Tout en montrant leur étoffe d'acteur et leur aptitude à parler chinois, les six candidats font l'étalage de leurs talents artistiques : démonstrations de erhu (violon chinois à deux cordes), de nunchaku, de hip-hop, de vire-langue, de chant... C'est finalement le Néo-Zélandais Ma Kaiping, ému, qui sort grand vainqueur de cette épreuve pour son extraordinaire jeu, suivi de près par le Britannique Kang Ke.

L'affrontement final commence. Les deux anglophones, déguisés en matelots et placés devant un buzzer en forme de canon, se font assaillir de questions sur la culture chinoise pendant 90 secondes. Concentration à son comble ; suspense aussi. Commettant très peu d'erreurs chacun, ils restent au coude à coude. 14 à 14 : une dernière question en or est posée à Ma Kaiping, mais il se trompe. 30 secondes supplémentaires sont ajoutées au compteur. C'est finalement Ma Kaiping, ou Bradley Meredith de son vrai nom, qui remporte cette édition de « Pont vers le chinois », bien que lui semble sonné par cette nouvelle. Félicitations !
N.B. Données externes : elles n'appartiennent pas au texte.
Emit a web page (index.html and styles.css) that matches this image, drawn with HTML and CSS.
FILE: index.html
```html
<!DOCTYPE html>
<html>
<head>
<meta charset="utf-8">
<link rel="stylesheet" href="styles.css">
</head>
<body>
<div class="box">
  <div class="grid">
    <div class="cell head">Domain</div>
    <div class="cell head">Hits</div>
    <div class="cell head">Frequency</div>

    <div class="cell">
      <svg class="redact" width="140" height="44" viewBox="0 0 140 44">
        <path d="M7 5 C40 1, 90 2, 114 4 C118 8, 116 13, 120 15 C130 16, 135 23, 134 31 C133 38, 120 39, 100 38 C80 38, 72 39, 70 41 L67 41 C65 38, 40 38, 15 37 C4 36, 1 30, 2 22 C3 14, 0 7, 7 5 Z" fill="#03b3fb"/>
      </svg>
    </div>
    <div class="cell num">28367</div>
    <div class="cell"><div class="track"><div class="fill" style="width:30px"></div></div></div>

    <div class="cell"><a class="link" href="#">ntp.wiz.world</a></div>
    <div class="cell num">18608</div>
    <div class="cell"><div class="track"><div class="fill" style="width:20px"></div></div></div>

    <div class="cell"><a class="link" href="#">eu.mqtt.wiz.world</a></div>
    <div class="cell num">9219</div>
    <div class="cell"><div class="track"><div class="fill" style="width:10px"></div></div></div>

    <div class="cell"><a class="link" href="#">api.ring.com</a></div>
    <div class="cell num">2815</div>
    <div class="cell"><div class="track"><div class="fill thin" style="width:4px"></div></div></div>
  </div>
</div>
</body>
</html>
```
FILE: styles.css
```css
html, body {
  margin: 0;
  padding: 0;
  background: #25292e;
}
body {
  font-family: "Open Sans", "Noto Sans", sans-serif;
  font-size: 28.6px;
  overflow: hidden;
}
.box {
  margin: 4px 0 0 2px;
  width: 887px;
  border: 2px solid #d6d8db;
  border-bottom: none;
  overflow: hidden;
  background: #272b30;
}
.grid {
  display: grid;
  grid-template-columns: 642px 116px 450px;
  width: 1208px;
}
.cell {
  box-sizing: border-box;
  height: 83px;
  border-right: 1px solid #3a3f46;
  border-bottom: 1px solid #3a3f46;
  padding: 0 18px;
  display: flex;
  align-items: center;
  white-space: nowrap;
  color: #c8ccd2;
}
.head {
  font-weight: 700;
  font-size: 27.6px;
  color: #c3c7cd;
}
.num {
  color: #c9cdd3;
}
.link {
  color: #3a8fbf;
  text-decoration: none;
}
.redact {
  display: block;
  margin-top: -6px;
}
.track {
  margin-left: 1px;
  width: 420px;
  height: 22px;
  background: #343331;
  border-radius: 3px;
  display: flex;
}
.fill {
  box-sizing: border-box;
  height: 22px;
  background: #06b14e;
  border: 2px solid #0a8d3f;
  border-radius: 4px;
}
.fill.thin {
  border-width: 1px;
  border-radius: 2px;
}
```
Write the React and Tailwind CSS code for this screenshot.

Vecteur d'amitiés et d'opportunités

À la fin de l'émission, les candidats reviennent sur scène pour une photo de groupes et des dernières embrassades. Nous allons retrouver le Camerounais Samuel Fru Asanti, 22 ans, qui a bien fait rire l'assistance tout au long du spectacle. « Je suis touché d'avoir fini parmi les six premiers, car le meilleur score du Cameroun jusque là était la 15e place, exprime le candidat qui s'est inscrit au concours après avoir étudié le chinois pendant 10 mois seulement. Je suis aussi très heureux pour Ma Kaiping, car c'est la première fois que la Nouvelle-Zélande décroche le titre. »

Samuel ajoute : « Au Cameroun, une masse de projets sont développés par des investisseurs chinois. J'ai commencé à apprendre le chinois dans l'espoir de trouver un bon poste et de jouer le rôle de pont entre la Chine et le Cameroun. J'espère ainsi contribuer au développement de mon pays. »

En quelques mots, il vient de résumer tout l'intérêt de ce concours : promouvoir la compréhension et l'amitié entre les peuples pour coopérer dans un esprit gagnant-gagnant. Lors du concours, on a pu lire la formule 因为不同,所以朋友, c'est-à-dire « Amis dans la différence ».